China irreplaceable for European firms despite ‘de-risking’ efforts

China irreplaceable for European firms despite ‘de-risking’ efforts

The divisions within Europe when it comes to how to deal with China economically have never been so stark. While some European politicians appear to have hardened their China stance by putting forward the need to “de-risk” their economic ties with China, their companies are busily ramping up investment in China. Such a profound contradiction is a reflection that it is not easy for Europe to “decouple” from China despite all the distractions and challenges from such aspects as geopolitics and increased market competition.

Europe’s largest asset manager Amundi is moving out of US assets in favor of China, attracted by the country’s brighter economic prospects, better valuations and a more benign outlook for inflation, the Financial Times reported on Friday.

“In our allocations we have made a clear shift from west to east,” Vincent Mortier, chief investment officer of the Paris-based fund firm, said in an interview with the Financial Times, predicting that the US economy will not grow next year while China, India and Indonesia will each grow by 5 to 6 percent.

Amundi is just one of many European companies that have chosen to strengthen investment in the Chinese market. The development comes against the backdrop of some European politicians and media outlets playing up “de-risking” in cooperation with China, calling for a reduction of a so-called dependence on China. Apparently, such voices are not shared by the business community in Europe, as they prefer to make decisions based on their own needs and development, with no regards of unrealistic political hype about “de-risking.”

Take Germany as an example. German companies are still increasing investment in China even as some EU leaders seek to “de-risk” their relationship with China. German investment in China grew by nearly 61 percent in the first quarter from a year ago, according to data from China’s Ministry of Commerce. Overall, foreign investment in China grew by 4.9 percent year-on-year in the first three months of the year to 408.45 billion yuan ($59.33 billion).

Just last week, BMW announced that it will produce its new class of electric vehicles in China as well as Europe from 2026, requiring an investment of around 1.3 billion euros ($1.4 billion), Reuters reported. Last month, Volkswagen announced at the Shanghai auto show that it is investing around 1 billion euros in an electric car development and business center in China, according to media reports.

The choice of European companies makes perfect sense. China is one of world’s biggest markets with absolute certainty in driving an economic recovery this year. Those who invest in China will certainly enjoy strong dividends in the end. Moreover, China also has lots of skilled workers, comprehensive industrial chains, and sufficient and low-priced energy supplies. At a time when Europe’s economy is struggling, China’s advantages are hard for companies to resist.

Of course, this does not mean that European companies will not face any difficulty in investing in China. In fact, the challenges they face are serious and come from multiple fronts, such as the increasingly fierce competition due to the rising strength of Chinese rivals, geopolitical pressure from the EU’s “de-risking” push, the risks triggered by their governments’ strategic adjustment in China policy, and the difficulties in struggling for an edge in the Chinese market, among others.
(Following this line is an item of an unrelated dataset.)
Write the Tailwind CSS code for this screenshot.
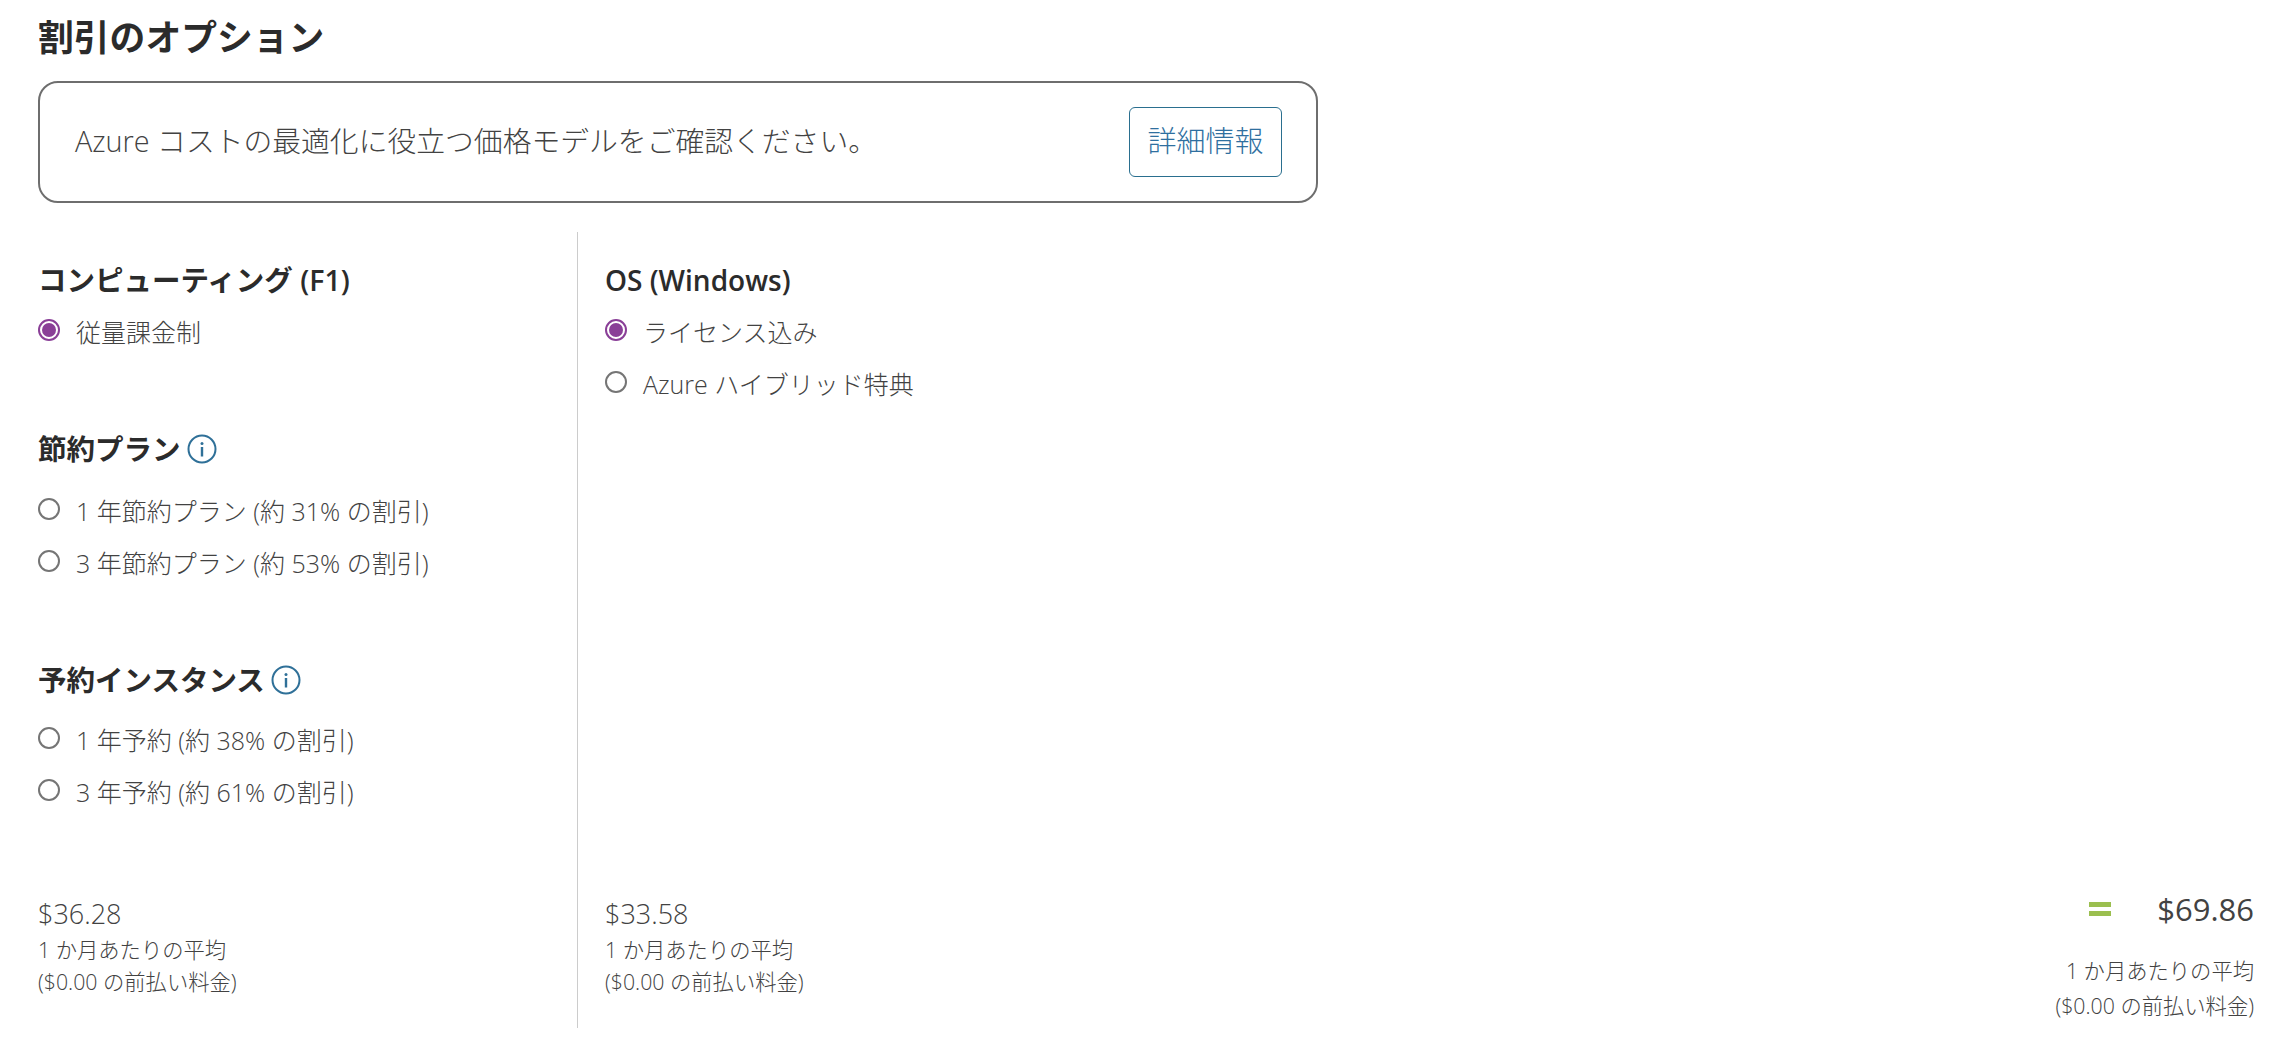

But European companies have no choice but to move forward when it comes to exploring the Chinese market. This is because an exit of the world’s most promising market represents a choice of surrendering to failure. There is no way they can find a substitute for China’s market anywhere else in the world. Therefore, it is a must for European companies to consolidate their shares in the Chinese market by competing with local rivals and seeking cooperation and technological upgrading.

China has been supportive of cooperation with Europe, and European brands still have an edge and enjoy good reputation among Chinese customers. There is every reason to believe that European companies have realized the importance of the Chinese market in economic terms, especially amid growing uncertainties for the EU economy.